Monday, May 9, 2016

Wake up, Suresh!

It is time to admit and confess explicitly of somethings that I've been refusing to confront and take a hard look. For about an year now, I've been lacking discipline. There was a time when my entire year was on a plan, not day by day, but quite a few highlights were planned. Now-a-days I freak out to plan a simple dinner date with friends. In the past, if there was a problem that is nagging me, I would put extra effort to figure the heck out of it. These days, I ignore it and/or even worse, plain deny it. I used to enjoy being in presence of people. Now a days, I can only tolerate people for a little while, except a very few friends. I used to be quite patient; these days I get annoyed quite quickly. Used to be quite unwavering, unfazed and level headed. These days, I get worried and freeze up. I even have had tough time choosing simple things at a grocery store, like picking toothpaste. How hard can it be? Well, it shouldnt be. However this is how my train of thoughts go..Well there are 20 different kinds, which one should I pick? Am I doing the right decision? Is it good for health? Am I over paying? You get the point... Similar thought process goes on when I go to buy clothes/shoes. I know I need to get better shoes. I go to the shop, look at a couple of them, peruse them, and talk myself out of buying anything. Thats another thing. I used to absorb and observe everything, now a days I just get a gist of things, never truly completely understand/see/hear/feel anything. I always seem to be in a hurry to be somewhere else, and that somewhere else probably doesnt exist in this world. Work has consumed me, and I had no other life. Not works fault, I just hid myself behind it, as it just felt more comfortable. It just took a little long to realize, I was using work as an excuse even though it wasn't the case.
Even though at the back of my mind I knew I was procrastinating and that I need to get hold of life, I kept convincing myself it is ok to let go after such a life event last year. To some extent, I was hiding behind the veil of sorrows, and pity. I talked to myself, its ok, no need to plan anything, you just been through a major life change, things will fall into place in due time. This may be ok if I were ok with how this makes me feel. I feel out of control, like a kite left to the whims of the breeze. This is not how I should let my life go. I should grab hold of its horn and make it my own. Do something everyday that makes me happy, even if it is getting an ice cream.
This negligence and lack of discipline have caused me troubles in various parts. First and foremost, my health. It has deteriorated, and gained a bit of weight and what I always knew will happen, gained more cholesterol. 269 to be exact. Yep, that puts me in a very high risk for heart diseases. Even though I knew I had to go get my health checked, I didn't. May be I was avoiding it because I knew I would have to confront the unhealthy part of me.
Enough of this nonsense. It is time for me to start living my life to the fullest. Time for me to get out, enjoy the world. Time to get discipline into life. Time to get healthy and fit. It is time to be happy and content and bubbling with enthusiasm again.

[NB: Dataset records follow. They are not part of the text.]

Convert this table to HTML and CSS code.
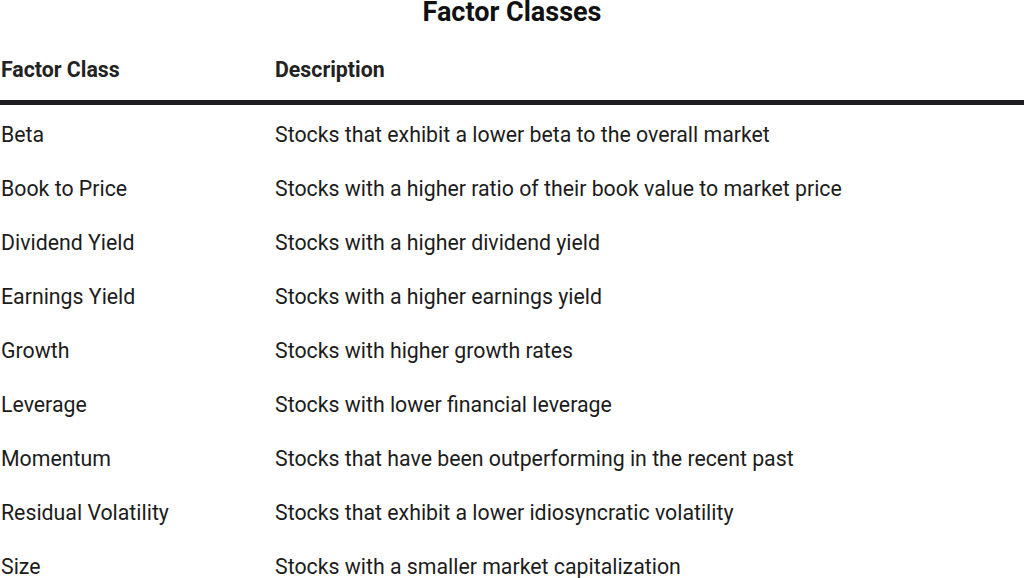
FILE: index.html
```html
<!DOCTYPE html>
<html>
<head>
<meta charset="utf-8">
<link rel="stylesheet" href="styles.css">
</head>
<body>
<h1 class="title">Factor Classes</h1>
<table class="factors">
  <thead>
    <tr><th>Factor Class</th><th>Description</th></tr>
  </thead>
  <tbody>
    <tr><td>Beta</td><td>Stocks that exhibit a lower beta to the overall market</td></tr>
    <tr><td>Book to Price</td><td>Stocks with a higher ratio of their book value to market price</td></tr>
    <tr><td>Dividend Yield</td><td>Stocks with a higher dividend yield</td></tr>
    <tr><td>Earnings Yield</td><td>Stocks with a higher earnings yield</td></tr>
    <tr><td>Growth</td><td>Stocks with higher growth rates</td></tr>
    <tr><td>Leverage</td><td>Stocks with lower financial leverage</td></tr>
    <tr><td>Momentum</td><td>Stocks that have been outperforming in the recent past</td></tr>
    <tr><td>Residual Volatility</td><td>Stocks that exhibit a lower idiosyncratic volatility</td></tr>
    <tr><td>Size</td><td>Stocks with a smaller market capitalization</td></tr>
  </tbody>
</table>
</body>
</html>
```
FILE: styles.css
```css
html, body {
  margin: 0;
  padding: 0;
  background: #ffffff;
}
body {
  font-family: Roboto, "Liberation Sans", sans-serif;
  color: #1c1c1c;
  width: 1024px;
  overflow: hidden;
}
.title {
  margin: 0;
  text-align: center;
  font-size: 27px;
  line-height: 24px;
  font-weight: 700;
  color: #111;
}
.factors {
  width: 100%;
  border-collapse: collapse;
  border-spacing: 0;
}
.factors th {
  text-align: left;
  font-weight: 700;
  font-size: 21.3px;
  line-height: 24px;
  padding: 34px 0 18px 1px;
  border-bottom: 5px solid #1e1e22;
  color: #222;
}
.factors td {
  font-size: 21.3px;
  line-height: 24px;
  padding: 18px 0 12px 1px;
  color: #1c1c1c;
}
.factors th:first-child,
.factors td:first-child {
  width: 273px;
}
```
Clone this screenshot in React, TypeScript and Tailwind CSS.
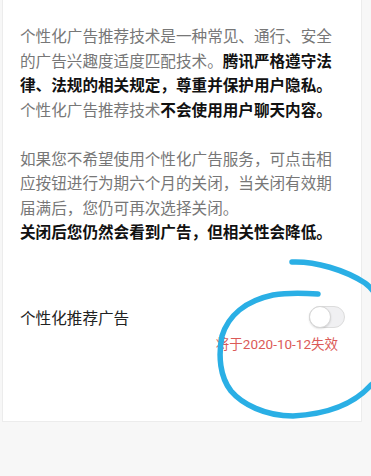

I've decided to write about what I'm doing to turn around on this blog. This is not to show anybody anything, this is just to keep myself honest and accountable.
First thing I want to get hold of is my health. To attack this, I wanna do the following:
- Chart out what I'm doing for fitness, exercise, play
- Track what I'm eating and when
- Track the amount of sleep and the timings
- Track the amount of water in-take, coffee/tea in-take
- Track the number of drinks per week
This is the first step. One of the next posts will be with this information tracked for this week.